7. Get a Mentor, You’ll Need Him.

My pastor, John Henry Corcoran, told me before I left to plant the first church, that the next set of lessons that I need to learn can only be learned as the pastor. But once you step on out, you are in uncharted territory. You want and need someone who you can bounce ideas off of. You want to have someone who can say to you, ‘Whatever you do, don’t do that.’ I did that once and …’ You’ll also need someone who can support you personally. Once you step on out, the enemy will be gunning for you like never before. You need accountability as most church planters feel isolated from people. Make sure that you have someone who will ask you the hard questions and keep your struggles and issues before the Lord.

8. The Key to Church Planting – Discipleship

There are a small percentage of church plants that take off like wildfire. Most of them are slow going. Like Jesus, discipleship is the key to building the kingdom. Discipleship involves relationship and relationship takes time and energy. You need to pour into the people that God has brought to you. You need to be available and open with them. You need, like the apostle Paul, to be a poured out offering. Discipleship builds solid churches.

9. Beware of Friends and Family Who Want to Help with the Church Plant.

I know, this statement is a bit shocking. I have found from my own experiences and in talking with many other pastors that one of the biggest hindrances to a pastor’s joy is the well meaning friends and family members (extended) who want to be involved. I often tell men to discourage their close buddies and families members from being there at all in the early stages.

10. Make Sure That You Keep Feeding Your Soul.

For most church planters, they are used to going to church. Even if you are in service at the church, you are often hearing the Word taught a few times a week. Once you step out, you need to make sure that you are still sitting under the teaching of the Word. I have found that the best way to do this is to pick a ‘Pastor’ for the next three months. It can be anyone you want. But listen to a few Bible studies a week from a certain pastor. Maybe study through a book or sermon series with a certain pastor. As I am writing this, I am presently studying through the book of Colossians with Pastor Tim Brown of Calvary Chapel Fremont and am being absolutely blessed and convicted. If you let this lapse, you will sense the leanness of your soul.

6 replies
  1. Tim Brown
    Tim Brown says:

    Daniel, if someone had told me all these things, look at all the fun I would have missed out on! What resonated with me was the immediate discipling of men – which I didn’t do, and building a relationship with a mentor, which I didn’t do. I had models, but no mentors. I think part of it for me had to do w/ self-image – who would want to spend time with me and pour into me? Another part had to do with the model I was following – the pioneering model of just me and Jesus, a very independent mindset.

  2. Josh Olson
    Josh Olson says:

    Good stuff, Daniel. As soon as I read your first point “1. God is more concerned with the Minister than the Ministry”, I immediately thought of Bounds.

    E.M Bounds, in his work “Power Through Prayer”, strikes the anvil with alarming accuracy and force from the outset in Chapter 1.

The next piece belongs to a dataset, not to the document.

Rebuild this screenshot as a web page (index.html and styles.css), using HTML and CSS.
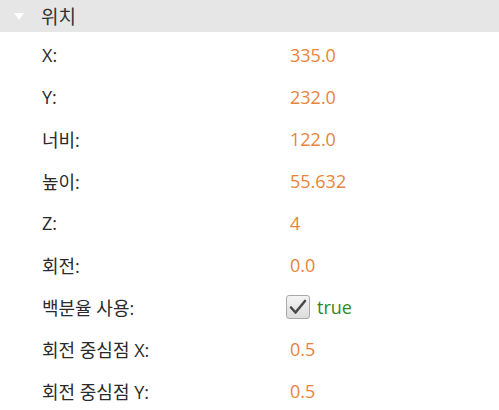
FILE: index.html
```html
<!DOCTYPE html>
<html lang="ko">
<head>
    <meta charset="UTF-8">
    <title>위치</title>
    <link rel="stylesheet" href="styles.css">
</head>
<body>
    <div class="section-header">
        <span class="arrow"></span>
        <span class="section-title">위치</span>
    </div>

    <div class="props">
        <div class="row"><span class="label">X:</span><span class="value">335.0</span></div>
        <div class="row"><span class="label">Y:</span><span class="value">232.0</span></div>
        <div class="row"><span class="label">너비:</span><span class="value">122.0</span></div>
        <div class="row"><span class="label">높이:</span><span class="value">55.632</span></div>
        <div class="row"><span class="label">Z:</span><span class="value">4</span></div>
        <div class="row"><span class="label">회전:</span><span class="value">0.0</span></div>
        <div class="row">
            <span class="label">백분율 사용:</span>
            <span class="value check-value">
                <span class="checkbox">
                    <svg width="18" height="16" viewBox="0 0 18 16">
                        <path d="M2 8.5 L6.5 13.5 L16 2" fill="none" stroke="#4a4a4a" stroke-width="2.6" stroke-linecap="round" stroke-linejoin="round"/>
                    </svg>
                </span>
                <span class="bool">true</span>
            </span>
        </div>
        <div class="row"><span class="label">회전 중심점 X:</span><span class="value">0.5</span></div>
        <div class="row"><span class="label">회전 중심점 Y:</span><span class="value">0.5</span></div>
    </div>
</body>
</html>
```

FILE: styles.css
```css
body {
    margin: 0;
    background: #ffffff;
    font-family: "Open Sans", "Noto Sans CJK KR", sans-serif;
    font-size: 18px;
    color: #2a2a2a;
}

.section-header {
    display: flex;
    align-items: center;
    height: 32px;
    background-color: #e6e6e6;
}

.arrow {
    width: 0;
    height: 0;
    margin-left: 14px;
    margin-right: 17px;
    border-left: 5.5px solid transparent;
    border-right: 5.5px solid transparent;
    border-top: 7px solid #ffffff;
}

.section-title {
    font-size: 19px;
    color: #333333;
}

.props {
    padding-top: 2px;
}

.row {
    display: flex;
    align-items: center;
    height: 42px;
}

.label {
    width: 248px;
    padding-left: 42px;
}

.value {
    color: #e8843c;
}

.check-value {
    display: flex;
    align-items: center;
    margin-left: -4px;
}

.checkbox {
    display: flex;
    align-items: center;
    justify-content: center;
    width: 22px;
    height: 22px;
    border: 1px solid #a9a9a9;
    border-radius: 3px;
    background: linear-gradient(#f4f4f4, #dcdcdc);
}

.bool {
    margin-left: 7px;
    color: #2f8a1f;
}
```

    “We are constantly on a stretch, if not on a strain, to devise new methods, new plans, new organizations, to advance the church and secure enlargement and efficiency for the Gospel. This trend of the day has a tendency to lose sight of the man, or sink the man in the plan or organization. God’s plan is to make much of the man, far more of him than anything else. Men are God’s method. The church is looking for better methods. God is looking for better men.”

    I couldn’t agree more with Tim, as well. Discipleship is such a glaring need.